Crossing Oxford Street, I was struck by the absurdity that for many visitors to London, a trip to this nondescript high street is more iconic than visiting any of the lovely parks I’d been to.

Then it was through to Grosvenor Square and down to Berkeley Square in the heart of Mayfair (not on the Greenground Map, but I’m a completionist.) Here anybody who wants to be somebody must be seen stumbling out of a taxi and into Amazonico, Sexy Fish or another of the restaurants lining the square. It’s a very different vision of London to the cool calm of Primrose Hill and Hampstead.

Berkeley Square is another oasis of green on Jack's walk to work
Berkeley Square is another oasis of green on Jack's walk to work - Jamie Lorriman

The final part of my walk took me across Green Park and St James, London’s most visited parks as a result of their proximity to Buckingham Palace.

The pair feel, in contrast to other spots on the Greenground, strangely plain. The people I pass are mostly commuters or tourists. Most people are shooting through the parks on their way to somewhere else.

Yet even this unadorned greenery is more than just decorative. There’s something quite magical about the idea that we’ve managed to hide London’s most-photographed landmark, the symbol of the monarchy, amid a swathe of trees.

Emerging from St James's Park, Jack passes Buckingham Palace en route for the Telegraph's office
Emerging from St James's Park, Jack passes Buckingham Palace en route to the Telegraph's office - Jamie Lorriman

Wandering up Buckingham Palace Road to the Telegraph’s office, I stop at the miniature Grosvenor Gardens. It’s hardly a grand or imposing space (in fact, colleagues have affectionately referred to it as ‘The Triangle of Sadness’) but there’s something scrappy and charming about it; a ping-pong table sits to the edge of one path, surrounded by jubilantly orange flowers.

Jack Rear walks through Grosvenor Gardens  in Victoria, the final green space before he reaches the Telegraph office
Jack Rear walks through Grosvenor Gardens in Victoria, the final green space before he reaches the Telegraph office - Jamie Lorriman

The obvious thing to say about my green commute is that it’s not something I could do daily. What is normally a half-hour journey took me over three hours to walk.

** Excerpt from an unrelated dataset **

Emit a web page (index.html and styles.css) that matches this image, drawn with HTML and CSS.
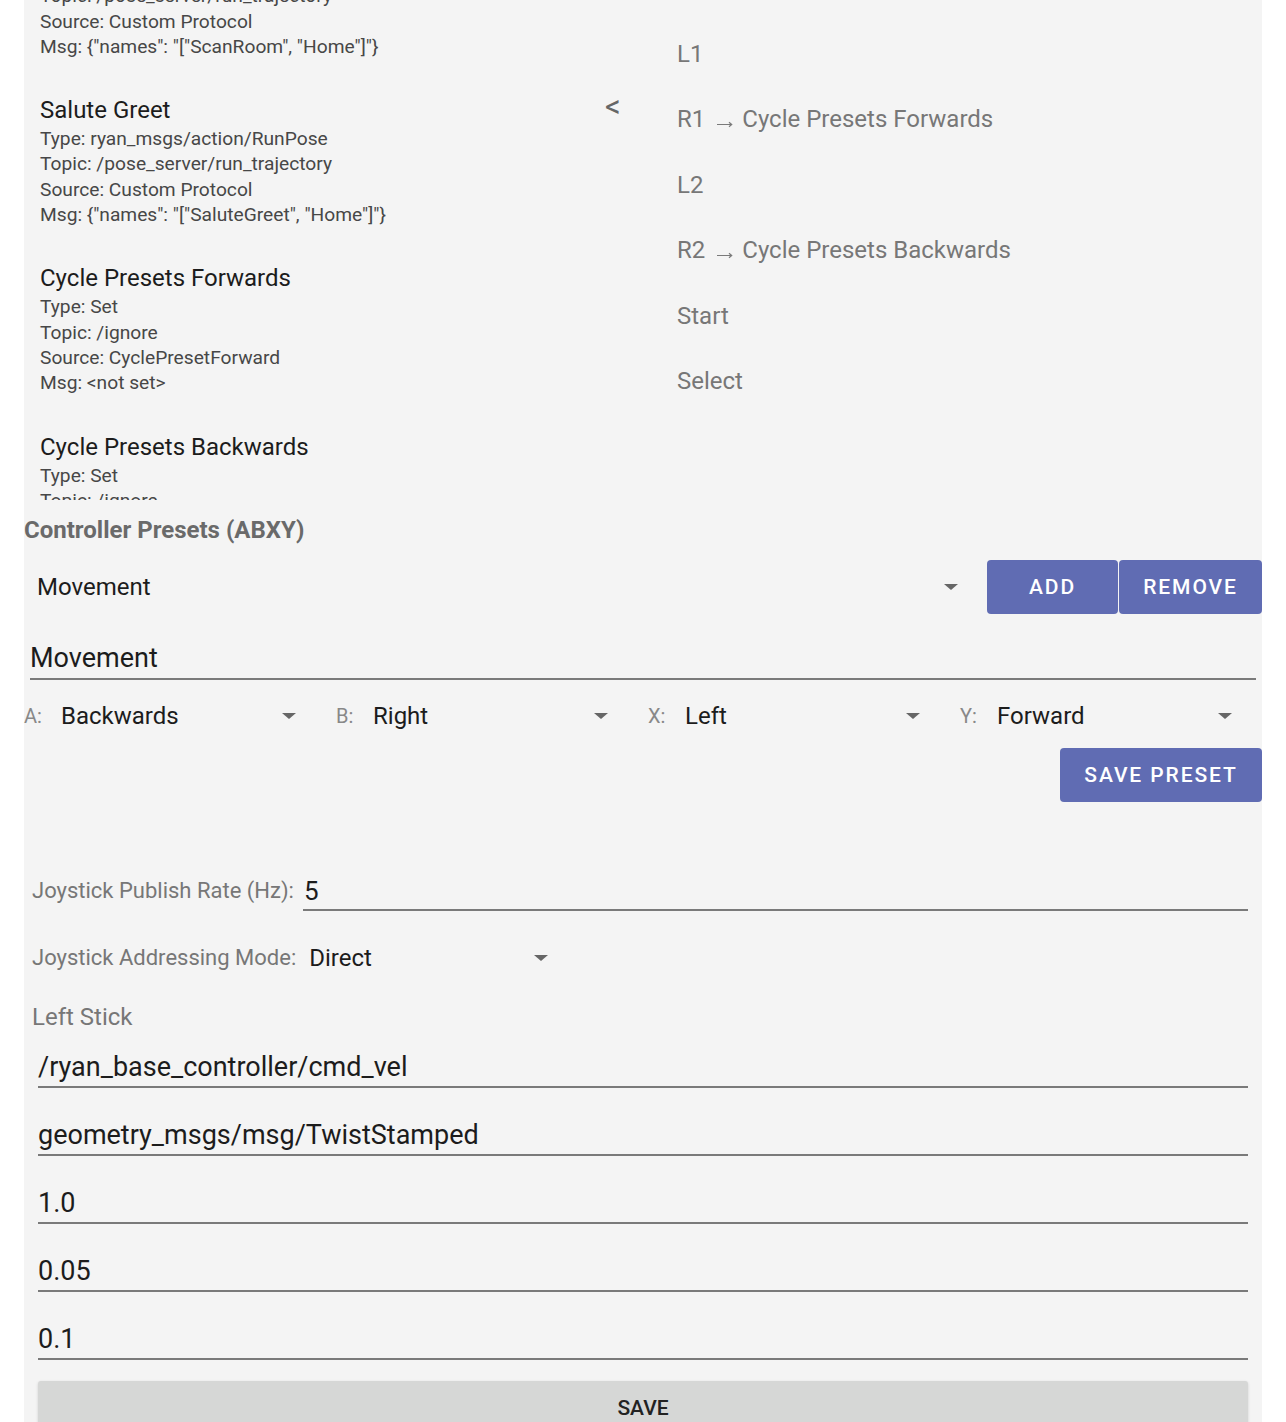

Still, I arrived at the office feeling more at ease, despite having done ten times my usual number of steps. More to the point, I’ve seen parts of London I’d never have thought to visit otherwise, and I feel like I know the city better than I ever have.

The city loves to describe itself as one of the best in the world, but London has always had a hard time justifying why that is. Best nightlife in the world? Forget that, it’s not even the best in the UK. Best food? Try Paris. Best museums? New York might have something to say. Best history? Rome and Athens beg to differ. Best public transport? When it works, maybe.

No, what makes London great, what makes it truly world-beating, is the way that nature suffuses its every pore, softening and shaping it. Yes this is a bright, gleaming, modern city of glass, steel and concrete, but it’s also a place where if you stop and listen hard enough, you can hear the birdsong too.

London walks to savour

If you’ve got time on your hands, there are plenty of leafy strolls to take advantage of in the capital.

Green Chain Walk

This 50-mile hike spans fields, parks and woodlands between the River Thames and Nunhead Cemetery in south-east London.

LOOP

This 150-mile epic circumnavigates the capital; consider it the M25 for walkers.

Green Link Route

This epic 15-mile route connects Peckham and Epping Forest by walking and cycle routes.

The Greenground Map is available from Helen Ilus’s website. Aside from London, the artist has also created similar maps covering Birmingham, Bristol, Cambridge and Peterborough, Edinburgh, Nottingham and Sheffield.